Don't know if that's the right name but I can't think of a better name to describe this.
I only have one close friend and she is the only one I can be with alone. I feel very uncomforteble around other people I don't know but when I'm with her I at least can stand it. It's impossible for me to meet people without her. I'm scared to death when I make plans with someone I don't know that well so I always tell them that I can't and I keep saying that until the person stops asking. I'm always nervous whem I'm outside, it feels like I'm walking funny, like I look weird, like my clothes are ugly. The sound of my own feet can drive me crazy cause I can't stop wondering if people are looking at me like I'm some sort of freak. When I'm alone in my room I feel calm cause no-one can judge me but at the same time I feel alone and worthless. I freak out when people laugh at me, even if it's actually funny and I myself would had laughed if it happened to someone else, I feel terrible and so ashamed.

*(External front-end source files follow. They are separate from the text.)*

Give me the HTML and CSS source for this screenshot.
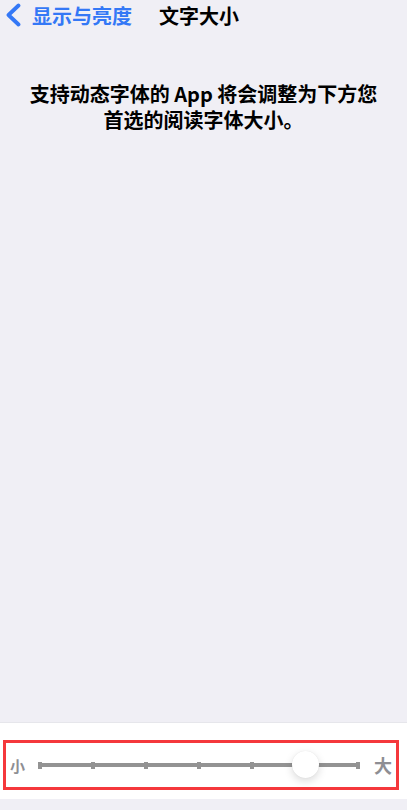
FILE: index.html
```html
<!DOCTYPE html>
<html lang="zh-cn">
<head>
    <meta charset="UTF-8">
    <title>文字大小</title>
    <link rel="stylesheet" href="styles.css">
</head>
<body>

    <div id="page">
        <!--顶部导航-->
        <div class="nav">
            <a class="back">
                <svg class="chevron" width="16" height="24" viewBox="0 0 16 24">
                    <path d="M13.5 2.5 L3.5 12 L13.5 21.5" fill="none" stroke="#3478f6" stroke-width="3.8" stroke-linecap="round" stroke-linejoin="round"/>
                </svg>
                <span>显示与亮度</span>
            </a>
            <h1 class="title">文字大小</h1>
        </div>

        <!--说明文字-->
        <p class="desc">支持动态字体的 App 将会调整为下方您首选的阅读字体大小。</p>

        <!--字号滑块-->
        <div class="panel">
            <div class="scale">
                <span class="small">小</span>
                <div class="track">
                    <i></i><i></i><i></i><i></i><i></i><i></i><i></i>
                    <div class="thumb" style="left: 83.333%"></div>
                </div>
                <span class="large">大</span>
            </div>
        </div>
    </div>

</body>
</html>
```

FILE: styles.css
```css
body{margin:0;font-family: "Noto Sans CJK SC","Noto Sans",sans-serif;background-color:#f0eff5;}
h1,p{margin:0;}

#page{
    display: flex;
    flex-direction: column;
    min-height: 810px;
}

.nav{
    display: flex;
    align-items: center;
    height: 30px;
}
.nav .back{
    display: flex;
    align-items: center;
    color: #3478f6;
    font-size: 20px;
    font-weight: 700;
}
.nav .chevron{
    display: block;
    margin: 0 11px 0 5px;
}
.nav .title{
    margin-left: 27px;
    font-size: 20px;
    font-weight: 700;
    color: #000;
}

.desc{
    margin-top: 51px;
    padding: 0 26px;
    font-size: 20px;
    line-height: 26px;
    font-weight: 700;
    text-align: center;
    color: #000;
}

.panel{
    margin-top: auto;
    margin-bottom: 11px;
    height: 77px;
    box-sizing: border-box;
    padding: 17px 8px 0 3px;
    background-color: #fff;
    border-top: 1px solid #e6e6eb;
}
.scale{
    display: flex;
    align-items: center;
    height: 50px;
    box-sizing: border-box;
    border: 3px solid #f5383c;
    color: #8e8e93;
    font-weight: 700;
}
.scale .small{
    width: 16px;
    margin-left: 4px;
    font-size: 15px;
}
.scale .large{
    margin-left: 14px;
    font-size: 18px;
}
.track{
    position: relative;
    display: flex;
    justify-content: space-between;
    align-items: center;
    width: 322px;
    height: 8px;
    margin-left: 12px;
    background: linear-gradient(#939393,#939393) center / 100% 4px no-repeat;
}
.track i{
    width: 4px;
    height: 7px;
    background-color: #939393;
}
.track .thumb{
    position: absolute;
    top: 50%;
    width: 27px;
    height: 27px;
    margin: -14px 0 0 -14px;
    border-radius: 50%;
    background-color: #fff;
    box-shadow: 0 3px 8px rgba(0,0,0,.15), 0 0 1px rgba(0,0,0,.1);
}
```
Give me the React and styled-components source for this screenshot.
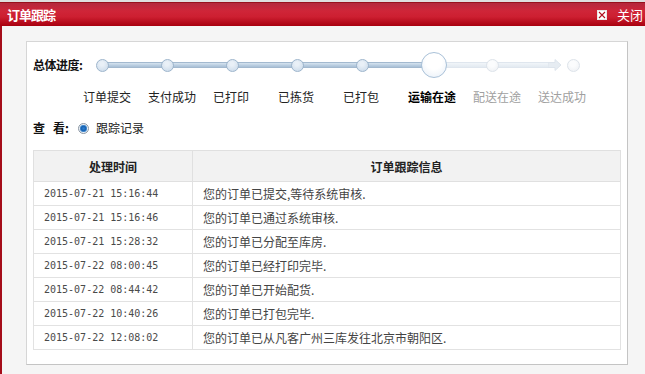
import React from "react";
import styled, { createGlobalStyle } from "styled-components";

const GlobalStyle = createGlobalStyle`
  html, body { margin: 0; padding: 0; background: #f5f5f5; overflow: hidden; }
  body { font-family: "Liberation Sans", "Noto Sans CJK SC", sans-serif; }
`;

const CN = `"Noto Sans CJK SC", "Liberation Sans", sans-serif`;

const Dialog = styled.div`
  width: 645px;
  height: 374px;
  display: flex;
  flex-direction: column;
  background: #f5f5f5;
  border-top: 2px solid #dedede;
  box-sizing: border-box;
`;

const Header = styled.div`
  height: 24px;
  flex: none;
  display: flex;
  align-items: center;
  justify-content: space-between;
  box-sizing: border-box;
  border-top: 1px solid #98101c;
  background: linear-gradient(#b3283c 0%, #cf2538 35%, #cd1f31 60%, #a8000f 100%);
  padding: 0 2px 0 7px;
`;

const Title = styled.div`
  font-family: ${CN};
  font-size: 13px;
  font-weight: 700;
  letter-spacing: -1px;
  color: #fff;
  line-height: 16px;
`;

const Close = styled.div`
  display: flex;
  align-items: center;
  gap: 10px;
  font-family: ${CN};
  font-size: 13px;
  color: #fff;
  line-height: 16px;
`;

const Body = styled.div`
  flex: 1;
  border-left: 2px solid #a50d1a;
  padding: 15px 0 0 24px;
  box-sizing: border-box;
`;

const Panel = styled.div`
  width: 602px;
  height: 324px;
  box-sizing: border-box;
  background: #fff;
  border: 1px solid #d6d6d6;
  border-right-color: #c4c4c4;
  border-bottom-color: #c4c4c4;
  padding: 10px 6px 0 6px;
`;

const ProgressRow = styled.div`
  display: flex;
  align-items: center;
  height: 26px;
`;

const StrongLabel = styled.div`
  font-family: ${CN};
  font-size: 12px;
  font-weight: 700;
  color: #111;
  width: 63px;
  flex: none;
  line-height: 16px;
  letter-spacing: -0.5px;
`;

const Track = styled.div`
  position: relative;
  width: 490px;
  height: 26px;
`;

const Bar = styled.div`
  position: absolute;
  top: 10px;
  height: 6px;
  box-sizing: border-box;
  border-radius: 2px;
  ${(p) =>
    p.$done
      ? `background: linear-gradient(#d6e3ef, #b9cde0 60%, #a9c0d6); border: 1px solid #a3b9cf;`
      : `background: linear-gradient(#f1f5f9, #e3eaf1); border: 1px solid #dfe6ee;`}
`;

const Node = styled.div`
  position: absolute;
  box-sizing: border-box;
  border-radius: 50%;
  ${(p) =>
    p.$big
      ? `width: 26px; height: 26px; top: 0; background: radial-gradient(circle at 50% 35%, #ffffff 40%, #e6eef7 100%); border: 1px solid #a9c1d8;`
      : p.$done
      ? `width: 13px; height: 13px; top: 7px; background: radial-gradient(circle at 45% 35%, #e9f0f7 20%, #c6d7e8 100%); border: 1px solid #9db5cc;`
      : `width: 13px; height: 13px; top: 7px; background: radial-gradient(circle at 45% 35%, #fbfcfd 30%, #eceff3 100%); border: 1px solid #dde3ea;`}
`;

const Arrow = styled.svg`
  position: absolute;
  top: 7px;
  left: 452px;
`;

const LabelRow = styled.div`
  display: flex;
  margin: 11px 0 0 50px;
  height: 16px;
  align-items: center;
`;

const StepLabel = styled.div`
  width: 65px;
  flex: none;
  font-family: ${CN};
  font-size: 12px;
  line-height: 16px;
  white-space: nowrap;
  color: ${(p) => (p.$state === "future" ? "#a0a0a0" : "#222")};
  font-weight: ${(p) => (p.$state === "active" ? 700 : 400)};
  ${(p) => (p.$state === "active" ? "color: #000;" : "")}
`;

const ViewRow = styled.div`
  display: flex;
  align-items: center;
  margin-top: 15px;
  height: 16px;
`;

const ViewLabel = styled.div`
  display: flex;
  gap: 8px;
  font-family: ${CN};
  font-size: 12px;
  font-weight: 700;
  color: #111;
  line-height: 16px;
  white-space: pre;
  margin-right: 9px;
`;

const Radio = styled.span`
  width: 11px;
  height: 11px;
  box-sizing: border-box;
  border-radius: 50%;
  border: 1px solid #8a96a3;
  background: radial-gradient(circle at 50% 50%, #2f7fd0 0, #1560b0 2.5px, #6aa6de 3.5px, #e8eef4 4px);
  margin-right: 7px;
  flex: none;
`;

const RadioText = styled.span`
  font-family: ${CN};
  font-size: 12px;
  color: #222;
  line-height: 16px;
`;

const Table = styled.table`
  margin-top: 14px;
  width: 588px;
  border-collapse: collapse;
  table-layout: fixed;
`;

const Th = styled.th`
  height: 31px;
  padding: 0;
  box-sizing: border-box;
  background: #f2f2f2;
  border: 1px solid #e0e0e0;
  font-family: ${CN};
  font-size: 12px;
  font-weight: 700;
  color: #222;
  text-align: center;
  width: ${(p) => p.$w || "auto"};
`;

const Td = styled.td`
  height: 24px;
  padding: 0 0 0 10px;
  box-sizing: border-box;
  border: 1px solid #e2e2e2;
  font-size: ${(p) => (p.$mono ? "10px" : "12px")};
  font-family: ${(p) => (p.$mono ? `"DejaVu Sans Mono", "Liberation Mono", monospace` : CN)};
  color: ${(p) => (p.$mono ? "#4a4a4a" : "#444")};
  white-space: nowrap;
  line-height: 16px;
`;

const steps = [
  { label: "订单提交", state: "done" },
  { label: "支付成功", state: "done" },
  { label: "已打印", state: "done" },
  { label: "已拣货", state: "done" },
  { label: "已打包", state: "done" },
  { label: "运输在途", state: "active" },
  { label: "配送在途", state: "future" },
  { label: "送达成功", state: "future" },
];

const records = [
  ["2015-07-21 15:16:44", "您的订单已提交,等待系统审核."],
  ["2015-07-21 15:16:46", "您的订单已通过系统审核."],
  ["2015-07-21 15:28:32", "您的订单已分配至库房."],
  ["2015-07-22 08:00:45", "您的订单已经打印完毕."],
  ["2015-07-22 08:44:42", "您的订单已开始配货."],
  ["2015-07-22 10:40:26", "您的订单已打包完毕."],
  ["2015-07-22 12:08:02", "您的订单已从凡客广州三库发往北京市朝阳区."],
];

export default function App() {
  return (
    <>
      <GlobalStyle />
      <Dialog>
        <Header>
          <Title>订单跟踪</Title>
          <Close>
            <svg width="10" height="10" viewBox="0 0 10 10">
              <rect x="0.5" y="0.5" width="9" height="9" fill="#fff" stroke="#e8e8e8" />
              <path d="M2 2 L8 8 M8 2 L2 8" stroke="#b01020" strokeWidth="1.1" />
            </svg>
            <span>关闭</span>
          </Close>
        </Header>
        <Body>
          <Panel>
            <ProgressRow>
              <StrongLabel>总体进度:</StrongLabel>
              <Track>
                <Bar $done style={{ left: 6, width: 322 }} />
                <Bar style={{ left: 348, width: 110 }} />
                <Arrow width="14" height="12" viewBox="0 0 14 12">
                  <path d="M0 3.5 H7 V0.5 L13 6 L7 11.5 V8.5 H0 Z" fill="#e6ecf2" stroke="#dde4ec" strokeWidth="1" />
                </Arrow>
                {[0, 1, 2, 3, 4].map((i) => (
                  <Node key={i} $done style={{ left: i * 65 }} />
                ))}
                <Node $big style={{ left: 325 }} />
                <Node style={{ left: 390 }} />
                <Node style={{ left: 471 }} />
              </Track>
            </ProgressRow>
            <LabelRow>
              {steps.map((s) => (
                <StepLabel key={s.label} $state={s.state}>
                  {s.label}
                </StepLabel>
              ))}
            </LabelRow>
            <ViewRow>
              <ViewLabel>
                <span>查</span>
                <span>看:</span>
              </ViewLabel>
              <Radio />
              <RadioText>跟踪记录</RadioText>
            </ViewRow>
            <Table>
              <thead>
                <tr>
                  <Th $w="159px">处理时间</Th>
                  <Th>订单跟踪信息</Th>
                </tr>
              </thead>
              <tbody>
                {records.map(([t, m]) => (
                  <tr key={t}>
                    <Td $mono>{t}</Td>
                    <Td>{m}</Td>
                  </tr>
                ))}
              </tbody>
            </Table>
          </Panel>
        </Body>
      </Dialog>
    </>
  );
}
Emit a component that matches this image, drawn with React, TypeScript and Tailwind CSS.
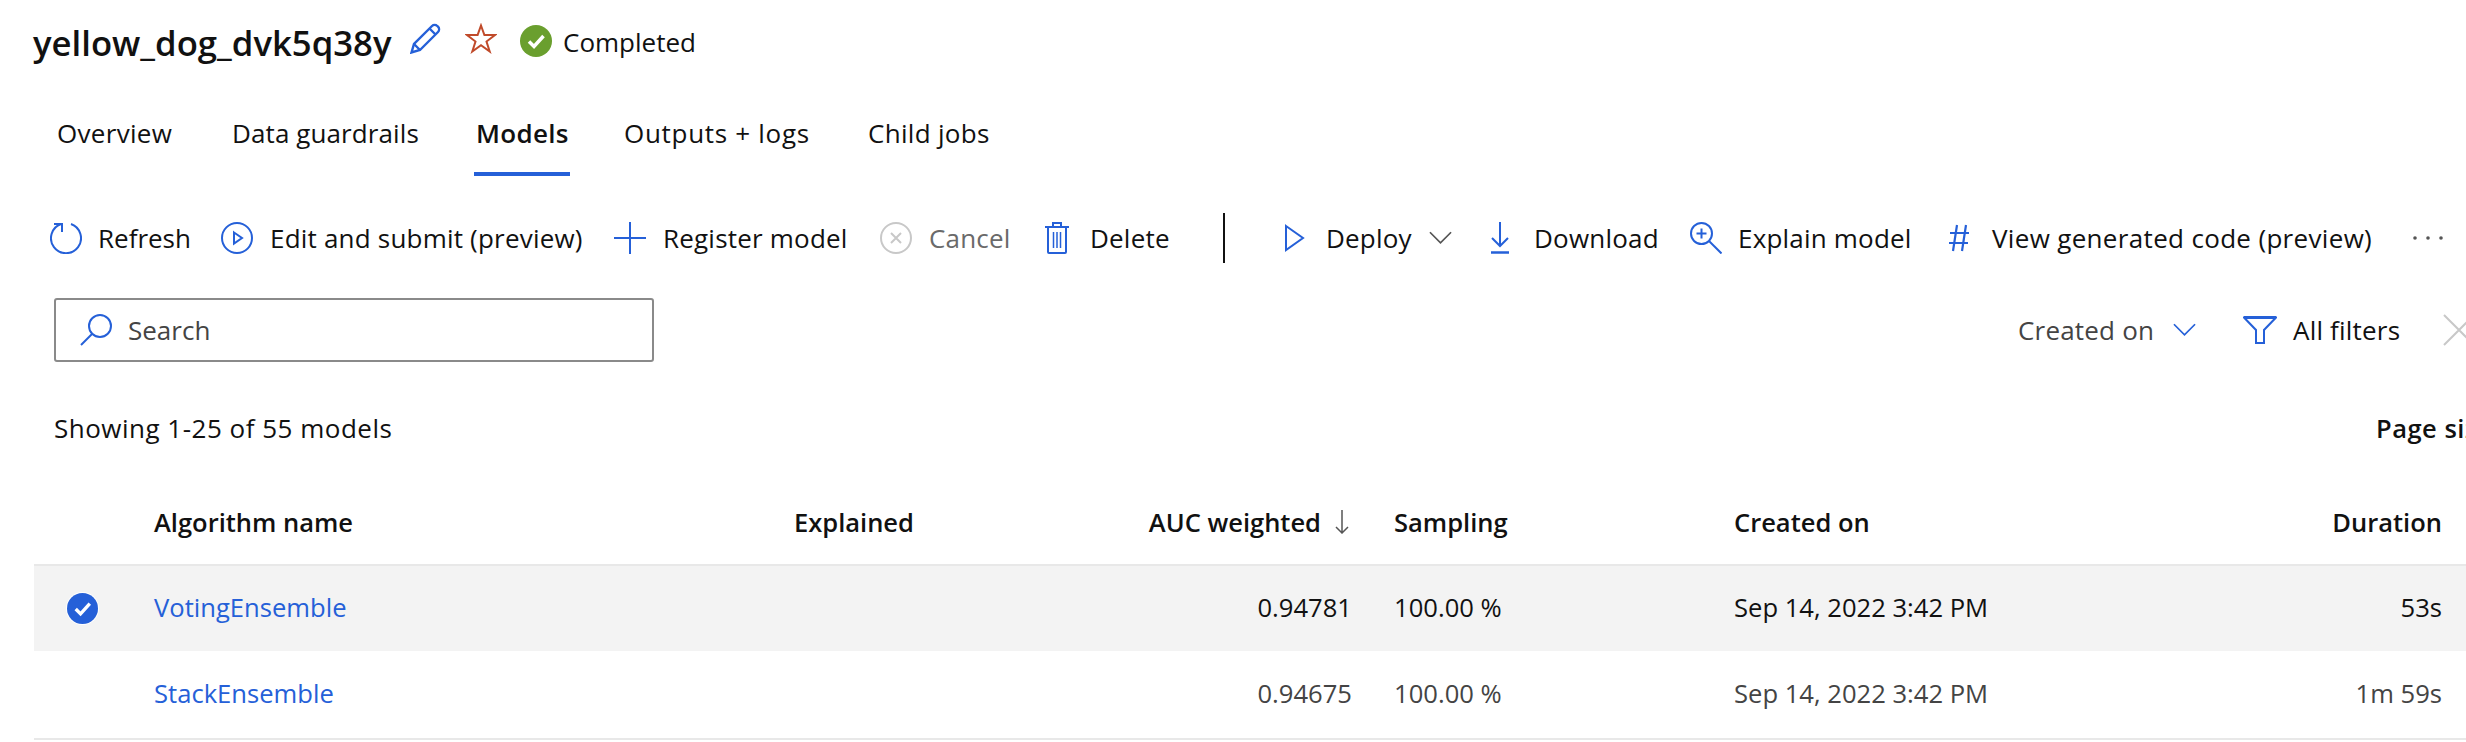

I'm starting at a new school at the end of the summer, without my friend. Even though it's many weeks left I already feel nervous, I don't even know if I will be able to go.
My life has never been a "bad life", I don't get abused at home, I don't get bullied in school. Still, for some reason I'm terrified of other people and opening up to them. Life feels boring, it's not what it should be like. It feels pointless. And I AM the problem, I know I can't expect someone else to fix this but I'm asking you for help. How can I get over this fear of people judging me?